Monday, September 3, 2012

The Senator

With a population of less than 300,000, Saskatoon is the largest city in Saskatchewan (for the uninitiated, Saskatchewan is a prairie province in Canada). It was there, my flight having arrived around one o'clock in the morning, that I came upon The Senator. The 105-year-old hotel had obviously tried to maintain a dignified posture of importance as it stood on the downtown corner of 21st Street and 3rd Avenue. But even at that early morning hour the self-proclaimed "boutique hotel" looked a bit tired and tattered in yesterday's attire. For instance, there were the seriously worn marble treads on the wrought-iron main staircase trimmed with oak railings that had long since lost their varnished luster.
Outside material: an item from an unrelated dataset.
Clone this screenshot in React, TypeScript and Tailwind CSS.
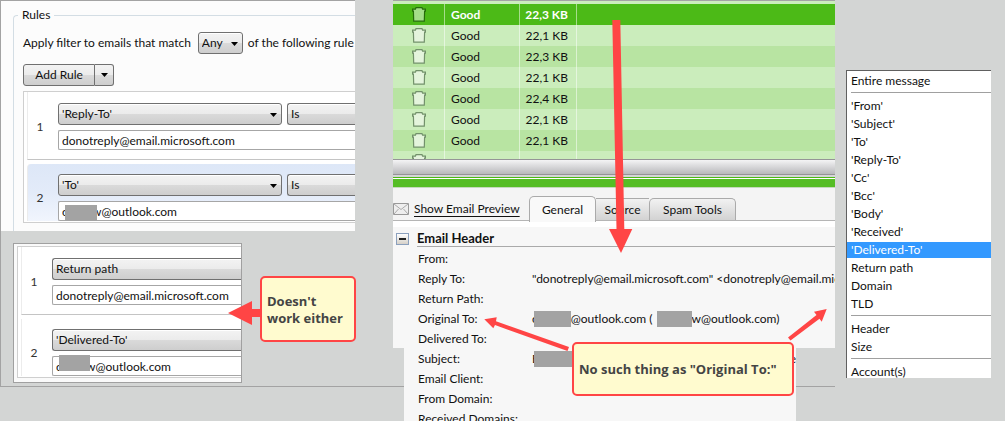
import type { ReactNode } from "react"
import clsx from "clsx"

type Option = { label: string; selected?: boolean }

const optionGroups: Option[][] = [
  [{ label: "Entire message" }],
  [
    { label: "'From'" },
    { label: "'Subject'" },
    { label: "'To'" },
    { label: "'Reply-To'" },
    { label: "'Cc'" },
    { label: "'Bcc'" },
    { label: "'Body'" },
    { label: "'Received'" },
    { label: "'Delivered-To'", selected: true },
    { label: "Return path" },
    { label: "Domain" },
    { label: "TLD" },
  ],
  [{ label: "Header" }, { label: "Size" }],
  [{ label: "Account(s)" }],
]

const sizes = ["22,3 KB", "22,1 KB", "22,3 KB", "22,1 KB", "22,4 KB", "22,1 KB", "22,1 KB"]

const controlBg =
  "bg-[linear-gradient(to_bottom,#f3f3f3,#ebebeb_50%,#dadada_50%,#cecece)] border-[#707070]"

function Caret({ className }: { className?: string }) {
  return (
    <svg viewBox="0 0 7 4" className={clsx("pointer-events-none h-1 w-[7px]", className)}>
      <path d="M0 0h7L3.5 4z" fill="#000" />
    </svg>
  )
}

type DropDownProps = {
  label: string
  value: string
  className?: string
  cut?: boolean
}

// `cut` drops the right edge for controls that run past their panel
function DropDown({ label, value, className, cut }: DropDownProps) {
  return (
    <div className={clsx("relative", className)}>
      <select
        aria-label={label}
        className={clsx(
          "block h-[22px] w-full appearance-none border pl-[3px] leading-5 shadow-[inset_0_1px_0_#fff]",
          controlBg,
          cut ? "rounded-l-[3px] border-r-0" : "rounded-[3px]",
        )}
      >
        <option>{value}</option>
      </select>
      {!cut && <Caret className="absolute top-[10px] right-[5px]" />}
    </div>
  )
}

type RuleRowProps = {
  index: number
  field: string
  value: string
  operator?: boolean
  active?: boolean
  redacted?: boolean
}

function RuleRow({ index, field, value, operator, active, redacted }: RuleRowProps) {
  const last = index === 2
  return (
    <li
      className={clsx(
        "flex items-center border-l border-l-[#ececec]",
        last ? "mt-1 pt-[10px]" : "border-b border-b-[#c4c4c4] pt-[11px] pb-[9px]",
        active && "rounded-tl-[4px] border-l-[#d2def0] bg-[linear-gradient(to_bottom,#dde7f7,#e3ebf9_50%,#f1f5fd)]",
      )}
    >
      <span className="w-[30px] shrink-0 pr-[6px] text-center text-[#333]">{index}</span>
      <div className="flex min-w-0 flex-1 flex-col gap-[5px]">
        <div className="flex gap-[5px]">
          <DropDown
            label={`Rule ${index} field`}
            value={field}
            cut={!operator}
            className={operator ? "w-56 shrink-0" : "flex-1"}
          />
          {operator && <DropDown label={`Rule ${index} operator`} value="Is" cut className="flex-1" />}
        </div>
        <div className="relative">
          <input
            aria-label={`Rule ${index} value`}
            defaultValue={value}
            className="block h-5 w-full rounded-l-[2px] border border-r-0 border-[#a6a6a6] bg-white pl-[3px] leading-[18px]"
          />
          {redacted && (
            <span
              className={clsx(
                "absolute left-[7px] h-4 bg-[#a3a3a3]",
                operator ? "top-1 w-8" : "-top-px w-[31px]",
              )}
            />
          )}
        </div>
      </div>
    </li>
  )
}

function RuleList({ children }: { children: ReactNode }) {
  return <ul className="border border-r-0 border-[#cfcfcf] bg-white pb-px pl-[3px]">{children}</ul>
}

function RulesPanel() {
  return (
    <div className="mr-[38px] overflow-hidden border-t border-[#a3a3a3] bg-[#fcfcfc] pt-[6px] pl-3">
      <fieldset className="min-w-0 rounded-tl-[4px] border border-r-0 border-b-0 border-[#d3dde4] pb-2 pl-[9px]">
        <legend className="-ml-[5px] px-1 leading-4">Rules</legend>
        <div className="mt-[9px] flex h-[22px] items-center whitespace-nowrap">
          <span>Apply filter to emails that match</span>
          <DropDown label="Match" value="Any" className="ml-[7px] w-[45px] shrink-0" />
          <span className="ml-[5px]">of the following rule</span>
        </div>
        <div className="mt-[10px] mb-[5px] flex">
          <button className={clsx("h-[22px] w-[72px] rounded-l-[3px] border leading-5", controlBg)}>
            Add Rule
          </button>
          <button
            aria-label="More rule types"
            className={clsx("flex h-[22px] w-[19px] items-center justify-center rounded-r-[3px] border border-l-0", controlBg)}
          >
            <Caret />
          </button>
        </div>
        <RuleList>
          <RuleRow index={1} field="'Reply-To'" value="donotreply@email.microsoft.com" operator />
          <RuleRow index={2} field="'To'" value="c        w@outlook.com" operator active redacted />
        </RuleList>
      </fieldset>
    </div>
  )
}

function Callout({ className, children }: { className: string; children: ReactNode }) {
  return (
    <div
      className={clsx(
        "absolute flex items-center rounded-[5px] border-2 border-[#ff4545] bg-[#fffbcf] px-[5px] pt-px font-['Open_Sans',sans-serif] text-[13px] leading-[17px] font-bold text-[#444]",
        className,
      )}
    >
      {children}
    </div>
  )
}

function FiltersColumn() {
  return (
    <section className="relative w-[393px] shrink-0 self-start border-b border-l border-[#a3a3a3] pb-[3px]">
      <RulesPanel />
      <div className="mt-3 ml-3 w-[229px] border border-[#a0a0a0] bg-[#fafafa] pt-[2px] pb-1 pl-[3px]">
        <RuleList>
          <RuleRow index={1} field="Return path" value="donotreply@email.microsoft.com" />
          <RuleRow index={2} field="'Delivered-To'" value="c        w@outlook.com" redacted />
        </RuleList>
      </div>
      <svg viewBox="0 0 34 24" className="absolute top-[301px] left-[227px] h-6 w-[34px]" fill="#ff4545">
        <path d="M0 12 24 0v8h10v8H24v8z" />
      </svg>
      <Callout className="top-[276px] left-[259px] h-[66px] w-24">
        Doesn't
        <br />
        work either
      </Callout>
    </section>
  )
}

function TrashIcon({ active }: { active?: boolean }) {
  return (
    <svg viewBox="0 0 14 15" className="mx-auto h-[15px] w-[14px]">
      <path
        d="M.6 2.200h2.800l.6-1.500h6l.6 1.500h2.800v2h-.8l-.3 10H1.700l-.3-10H.6z"
        fill={active ? "#a4de8a" : "#e4f4dc"}
        stroke={active ? "#256d0a" : "#72916a"}
        strokeWidth="1.200"
      />
    </svg>
  )
}

function MailTable() {
  return (
    <div className="h-[158px] overflow-hidden bg-[#cbedbc] pt-[3px]">
      <table className="w-full table-fixed border-separate border-spacing-0">
        <colgroup>
          <col className="w-[52px]" />
          <col className="w-[75px]" />
          <col className="w-[57px]" />
          <col />
        </colgroup>
        <tbody>
          {sizes.map((size, i) => (
            <tr
              key={i}
              className={clsx(
                "h-[21px]",
                i === 0 ? "bg-[#4cba17] font-bold text-white" : i % 2 ? "bg-[#cbedbc]" : "bg-[#b8e4a2]",
              )}
            >
              <td className="border-r border-white/50 p-0">
                <TrashIcon active={i === 0} />
              </td>
              <td className="border-r border-white/50 p-0 pl-[6px] leading-5">Good</td>
              <td className="border-r border-white/50 p-0 pr-2 text-right leading-5 whitespace-nowrap">{size}</td>
              <td className="p-0" />
            </tr>
          ))}
          <tr className="h-[21px]">
            <td className="border-r border-white/50 p-0">
              <TrashIcon />
            </td>
            <td className="border-r border-white/50 p-0" />
            <td className="border-r border-white/50 p-0" />
            <td className="p-0" />
          </tr>
        </tbody>
      </table>
    </div>
  )
}

function Redacted({ className }: { className: string }) {
  return <span className={clsx("relative h-4 shrink-0 bg-[#a3a3a3]", className)} />
}

function HeaderRow({ label, children }: { label: string; children?: ReactNode }) {
  return (
    <div className="flex h-5 items-center whitespace-nowrap">
      <dt className="w-[114px] shrink-0">{label}</dt>
      <dd className="flex min-w-0 flex-1 items-center">{children}</dd>
    </div>
  )
}

function PreviewTabs() {
  return (
    <div className="flex h-[33px] items-end border-b border-[#b5b5b5] bg-[#f4f4f4]">
      <a href="#preview" className="flex h-full flex-1 items-center gap-[5px] pt-[9px] whitespace-nowrap">
        <svg viewBox="0 0 16 12" className="h-3 w-4 shrink-0" fill="#eee" stroke="#999">
          <path d="M.5.5h15v11H.5z" />
          <path d="m1 1 7 5.500 7-5.500M1 11l4.500-5M15 11l-4.500-5" fill="none" stroke="#aaa" />
        </svg>
        <span className="underline underline-offset-[3px]">Show Email Preview</span>
      </a>
      <div role="tablist" className="flex items-end">
        <button
          role="tab"
          aria-selected="true"
          className="-mb-[2px] h-[26px] w-[67px] rounded-t-[5px] border border-b-0 border-[#aaa] bg-[#f9f9f9]"
        >
          General
        </button>
        <button
          role="tab"
          aria-selected="false"
          className="h-[22px] w-[53px] border-t border-[#aaa] bg-linear-to-b from-[#f2f2f2] to-[#d2d2d2]"
        >
          Source
        </button>
        <button
          role="tab"
          aria-selected="false"
          className="h-[22px] w-[87px] rounded-t-[5px] border border-b-0 border-[#aaa] bg-linear-to-b from-[#f2f2f2] to-[#d2d2d2]"
        >
          Spam Tools
        </button>
      </div>
      <div className="w-[99px]" />
    </div>
  )
}

function MailColumn() {
  return (
    <section className="relative min-w-0 flex-1 overflow-hidden border-t border-[#a3a3a3]">
      <MailTable />
      <div className="h-4 border-y border-[#959597] bg-linear-to-b from-[#f4f4f5] to-[#b9b9bc]" />
      <div className="h-[2px] bg-[#d5d5d7]" />
      <div className="h-[11px] border-t border-b border-t-[#4cba17] border-b-[#c5d9bd] bg-[#55bd25] shadow-[inset_0_1px_0_#fff]" />
      <PreviewTabs />
      <div className="border-t-[6px] border-white bg-[#f7f7f7]">
        <div className="flex h-[22px] items-start pl-[3px]">
          <button
            aria-label="Collapse email header"
            className="mt-[6px] mr-2 flex h-3 w-[13px] shrink-0 items-center justify-center border border-[#8ba0bd] bg-linear-to-b from-white to-[#d5d0c8]"
          >
            <span className="h-[2px] w-[7px] bg-[#222]" />
          </button>
          <h2 className="flex-1 border-b border-[#aaa] pt-[3px] text-[13px] leading-4 font-bold">Email Header</h2>
        </div>
        <dl className="h-[99px] overflow-hidden pl-[25px]">
          <HeaderRow label="From:" />
          <HeaderRow label="Reply To:">
            "donotreply@email.microsoft.com" &lt;donotreply@email.microsoft.com&gt;
          </HeaderRow>
          <HeaderRow label="Return Path:" />
          <HeaderRow label="Original To:">
            <span>c</span>
            <Redacted className="-ml-[4px] w-[37px]" />
            @outlook.com (
            <Redacted className="ml-1 w-[35px]" />
            w@outlook.com)
          </HeaderRow>
          <HeaderRow label="Delivered To:" />
        </dl>
      </div>
      <div className="flex h-[73px] items-start">
        <div className="h-[39px] w-[11px] border-b border-[#a3a3a3]" />
        <dl className="h-full flex-1 overflow-hidden bg-[#f7f7f7] pt-px pl-[14px]">
          <HeaderRow label="Subject:">
            <span>E</span>
            <Redacted className="-ml-[5px] w-[70px]" />
            <span className="ml-auto">e</span>
          </HeaderRow>
          <HeaderRow label="Email Client:" />
          <HeaderRow label="From Domain:" />
          <HeaderRow label="Received Domains:" />
        </dl>
        <div className="h-[39px] w-[39px] border-b border-[#a3a3a3]" />
      </div>

      <svg viewBox="393 0 442 421" className="pointer-events-none absolute -top-px left-0 h-[421px] w-[442px]" fill="#ff4545">
        <path d="M612.300 20h8l4 209h8L621 253l-12-24h7.500z" />
        <path d="M484.300 319.300 496.700 317.300 496 321.300 569 347 567.500 351 495 325 493.300 328.300z" />
        <path d="M826.700 309 821.700 321.700 819.500 318.700 790.500 340.500 788 337.500 816.500 315 814 311.700z" />
      </svg>
      <Callout className="top-[341px] left-[179px] h-[54px] w-[222px]">No such thing as "Original To:"</Callout>
    </section>
  )
}

function FieldMenu() {
  return (
    <div
      role="listbox"
      aria-label="Rule field"
      className="mt-[70px] mr-[14px] ml-[11px] h-[308px] w-[145px] shrink-0 overflow-hidden border-t border-l border-[#606060] bg-white pt-[2px]"
    >
      {optionGroups.map((group, i) => (
        <div key={i} className="flex flex-col gap-[2px]">
          {i > 0 && <hr className="mt-[3px] mb-[3px] ml-1 border-[#a0a0a0]" />}
          {group.map(({ label, selected }) => (
            <div
              key={label}
              role="option"
              aria-selected={!!selected}
              className={clsx("h-4 pl-1 leading-4", selected && "bg-[#3399ff] text-white")}
            >
              {label}
            </div>
          ))}
        </div>
      ))}
    </div>
  )
}

export default function App() {
  return (
    <main className="flex min-h-screen items-start bg-[#d3d5d4] font-[Lato,'Open_Sans',sans-serif] text-[12px] leading-4 text-[#111]">
      <FiltersColumn />
      <MailColumn />
      <FieldMenu />
    </main>
  )
}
But what gave away the truth that the aging Senator had "let himself go" so to speak, was what happened when I tried to enter my room, #223. The key fit fine and easily turned in the lock, but I couldn't budge the door.  As I rattled the door handle and shoved on the door in earnest, I imagined one or more persons who had been sleeping soundly in #223 bursting into the hall half-dressed and shouting expletives. 
Thinking better of continuing my efforts, I retreated to the front desk where I interrupted the night clerk and his computer games. I explained the dilemma and he glibly assured me that no one was in room #223.  He  then accompanied me back up the once-regal staircase to the second floor. His first efforts to enter the room were unsuccessful. I felt vindicated.  But then, without further hesitation or warning, he put his burly shoulder into the door with the force of a trained fireman and it gave way with a crash. Thankfully, #223 was indeed unoccupied. The night clerk simply mused as he hurried down the hall, "I wondered if that was one of the sticky door rooms". "Sticky"?  After using my shoulder in like fashion to the night clerk I was able to close my door from the inside. I felt I had been given a working definition of the word "doorjamb". Upon managing to get the door closed, two conflicting concerns crossed my mind. First, as it appeared that the inside lock was not functioning, it would only take someone with a healthy shoulder to enter my room, although not before creating enough noise to wake even me (sans hearing aids). However, it was my second thought that gave me greater pause. If, in the middle of the night, the heritage hotel decided to self-immolate, attempting to reduce its guests to cremated remains, I would never get the heat-swollen door open in time to escape. But, being bone-tired, the door remained unlocked but jammed tightly closed while I slept. 
It won't surprise you to know that I did wake up in the morning, unscathed by fire or felon. After some persistent, two-handed, full body, one foot on the doorframe, heaving on the doorknob I did escape from room #223.

Somehow, there seemed to be message for me in saga of the stuck door to room #223. I believe it is this: don't pretend to be something you're not. The Senator was really faking it in many respects. Its glory days were gone, unlikely to be recovered. No one was really fooled. Sometimes I'm prone to misrepresent the state of my Parkinson's, to disguise the symptoms that would be apparent to a discriminating eye. I find myself trying to portray an outdated image of who I was in better times. Faking it! I need to learn a lesson in humility from The Senator. Just be who I am, a small-town boy who has been blessed beyond any of my dreams; a 60-year-old guy with Parkinson's who simply wants to encourage others as I have been encouraged.